See, to me, these two statements illustrate the main problem with alignment and are contradictory.
There's nothing at all contradictory about those two statements. At all. In fact, they are complimentary with each other.
First, why would PCs decide to kill or capture and interrogate some hunters? There are in-game reasons, yes: perhaps the hunters wear the livery of the king and the PCs are trying to get info on the king, whom they know or believe to be the bad guy. But--and this is, I feel, more likely--they could be capturing the hunters because they're orcs. And everyone knows orcs are evil, because every MM has said so. If I had written "elf hunters" or "human hunters" instead of orcs, would you have written this reply to me? Somehow I don't think your first thought upon seeing a group human hunters would be to kill them or capture or interrogate them.
There are literally thousands of reasons. The hunters might be close to a human town and they might want to know where the hunters are from. They may want to know how many other hunters and warriors are in the area, because they have to travel through and want to be prepared. Or... Or... I mean, the sky is the limit with why they might do it.
What I've never seen, is capturing orcs because they are orcs. I've seen plenty of kill the orcs because they are orcs, but never a capture. I mean, what's the point?
And this is the major danger of having alignment: it encourages lazy gameplay. There's no thought involved in either planning the encounter or playing in it, because you can just throw orcs at the PCs--even orcs doing incredibly mundane tasks like game hunting--and the first thoughts are to interrogate and/or kill them. Not negotiate with, not help out, not trade with, not follow and see if they're up to no good, not avoid. Just violence.
It's not a danger. It's not even a worry. I've never seen it and I've played in a myriad of groups from RP heavy to power gamer to a mix, to sand box, to railroad. And really, you need to stop calling how we use alignment "lazy." It's quite frankly insulting and unnecessary.
As for helping, following, etc., that really depends on how orcs are run in the game. Are they generally a great enemy of all, or are they just another race with good and bad, if a more bad than other races.
But as to the contradictory statements...
There were none, but let's see what you say.

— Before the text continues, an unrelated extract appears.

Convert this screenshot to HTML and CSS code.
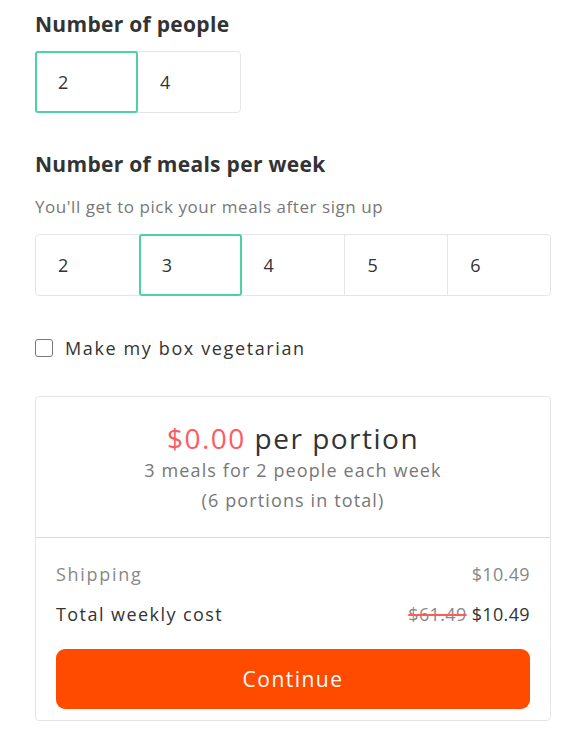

Imagine the PCs capture and interrogate the orc for legitimate, non-evil-listing reasons. You have the description "becomes hostile if the PCs scare away prey." So if the PCs capture the orcs and say "why did you attack us?" You have your answer right there: "You stupid humans with your clanking metal armor came into our woods and scared the deer away! Now what am I supposed to feed my kids?" The orcs aren't going to become hostile if the PCs don't interfere with them. And you--who presumably improv lots of different actions for your games--can decide what happens if the PCs choose to help the hunters instead.
Okay. But only screaming in anger and being hostile is just a one dimensional cartoon character, and I don't run those. Maybe he gives that answer and the PCs don't accept it and continue interrogation. Maybe they include threats. Maybe they promise freedom. Maybe a hundred other things. I need to know FAR more than just "hostile if interrupted" in order to play the orc and alignment is an invaluable tool for that.
But if you have the description "chaotic evil" then what's your answer? "You stupid humans came here and I'm evil so I attacked"? Or "Expletive deleted you, you stupid humans!"? Seriously. People keep saying that having the alignment helps guide them, but when I ask them how, they don't answer.
Nope. It helps me know how he might react to various things. If threatened, he's likely to cow to the much stronger force that has him captured. With CE might makes right. The weak bend to the strong. If they offer freedom, he might take the now weak in his eyes PCs(who lets an enemy go!?) up on their offer, then get a few dozen buddies and hunt the group down to make the PCs his captives and show THEM how a captor acts. Alignment tells me a lot.
But here's why it's contradictory: before, you write "It tells me which box they mostly play in. From that I can pick actions which reflect that box." But what I wrote also gives you a box--and it's a much bigger box. Why is it easier for you to pick actions out of a box marked "chaotic evil" than it is to pick actions out of a box marked "game hunters who will become hostile if their hunt is interfered with"?
Your box is useless for what I needed above. It's also far smaller than alignment ever could be.